「食の安全性」についての様々な事件も記憶に新しいところですが、原因不明のアトピーや化学物質過敏症に悩む人や子供をもつ人も多く、地球温暖化、農薬や化学汚染物質などの環境汚染を阻止しようという動きから、世界規模でオーガニックを推進する動きが大きくなっています。
オーガニック食材だけでなく、最近ではオーガニックコスメ、オーガニックコットンなど、私たちの暮らしにも少しずつ取りいれらています。
・オーガニック農法とは?
日本有機農業研究会では「生産から消費までの過程を通じて化学肥料・農薬等の合成化学物質や生物薬剤、放射性物質、(遺伝子組換え種子及び生産物等)をまったく使用せず、その地域の資源をできるだけ活用し、自然が本来有する生産力を尊重した農法」と定義されています。
19世紀に始まった化学合成物質を利用した農法に対抗する形で1950年代から提唱されてきました。
・ビオディナミー農法(バイオダイナミック農法)
オーストリアの哲学者、数学者であるルドルフ・シュタイナーによって提唱された、農薬を一切使わず、それぞれの土の性質を最大限に引き出す農法です。また、月や星座の周期など自然の力によって、農作物の成長が影響されるとして考えられています。劇中では、この栽培方法でワインを生産する農家が出てきます。
・有機JASマーク
日本では有機JASという規格が有機栽培の規格として制定されています。しかし日本で有機JASの認証を取得しているのは、283万戸といわれる農家全体のうちわずか3677戸。有機農法が広がらない理由として、JASマークの認証のため畑の検査や、毎年認証のための料金を払う必要があったり、マークを購入して農産物に貼らなくてはいけなかったり、手間と時間とお金がかかるためだといわれています。また、JASマークの意味や手間を理解していない消費者が多いのも解決しなくてはいけない問題です。
・有機農産物の栽培基準
- 種まき又は植え付け前2年以上、禁止された農薬や化学肥料を使用していない田畑で栽培する。
- 栽培期間中も禁止された農薬、化学肥料は使用しない。
- 遺伝子組換え技術を使用しない。
・有機加工食品の生産基準
- 化学的に合成された食品添加物や薬剤の使用は極力避ける。
- 原材料は、水と食塩を除いて、95%以上が有機食品である。
- 遺伝子組換え技術を使用しない。
・世界のオーガニック事情
世界の有機農業面積は2600万haといわれています。有機農家数が1番多い国がスローフード発祥の国イタリアで、5万6440戸(2.44%)、フランスは1万1640戸(1.6%)、日本は4636戸(0.18%重量ベース)。環境保護的な有機農法は世界中で実践されています。

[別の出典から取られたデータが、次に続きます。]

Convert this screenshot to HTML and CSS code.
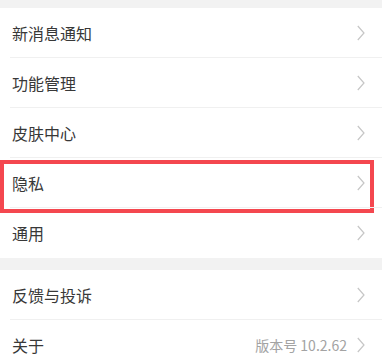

オーガニック生産国の第1位であるアメリカでは、農薬、化学肥料の影響に懸念を抱いた政府が援助をしていることと、一般食品に、使用された農薬を表示することが義務づけられていることが、オーガニック農法の普及の理由として挙げられます。
・日本の農業
日本の耕地面積は465万ha。1960年に606万戸あった農家が、2005年には283万8000戸となり半分以下となりました。有機栽培農家は4636戸。しかし、有機栽培の普及はもちろんですが、農業界全体を応援する必要があります。そのうち、専業農家が43万戸弱、65歳以上の農業従事者は58%を占めています(フランスでは4%)。食料自給率は1960年には80%近くありましたが、年々減少し、2003年には40%となってしまった日本の食料自給率は先進国の中で最下位です。純輸入額4兆600億円は世界断トツの1位、食料の60%を輸入に頼っているのが現状です。
・日本の農薬事情
日本の農薬使用量は、農家によって散布状況が異なるため正確な数字は把握出来ません。しかし、日本農薬要覧(平成18年10月019年9月)によると、1年間で農薬26万590トン、うち殺虫剤は10万360.5トンが出荷数量として記録されています。
この数字をもとに、耕地面積1haに対して撒かれる散布量を算出すると、世界の203位を推移しています。
・食品添加物について
私たちが普段口にする食べ物も、食品加工工程で様々な添加物が混入されています。
日本で定められている食品添加物の種類は、化学合成品351種、化学合成品以外1051種(既存添加物489を含む)で、約1500種類となります。食品添加物の国内での生産量から判断すると、平均的日本人は1日約10g、これを積み重ねると1年間で約3.6kgの食品添加物を摂っていることになります。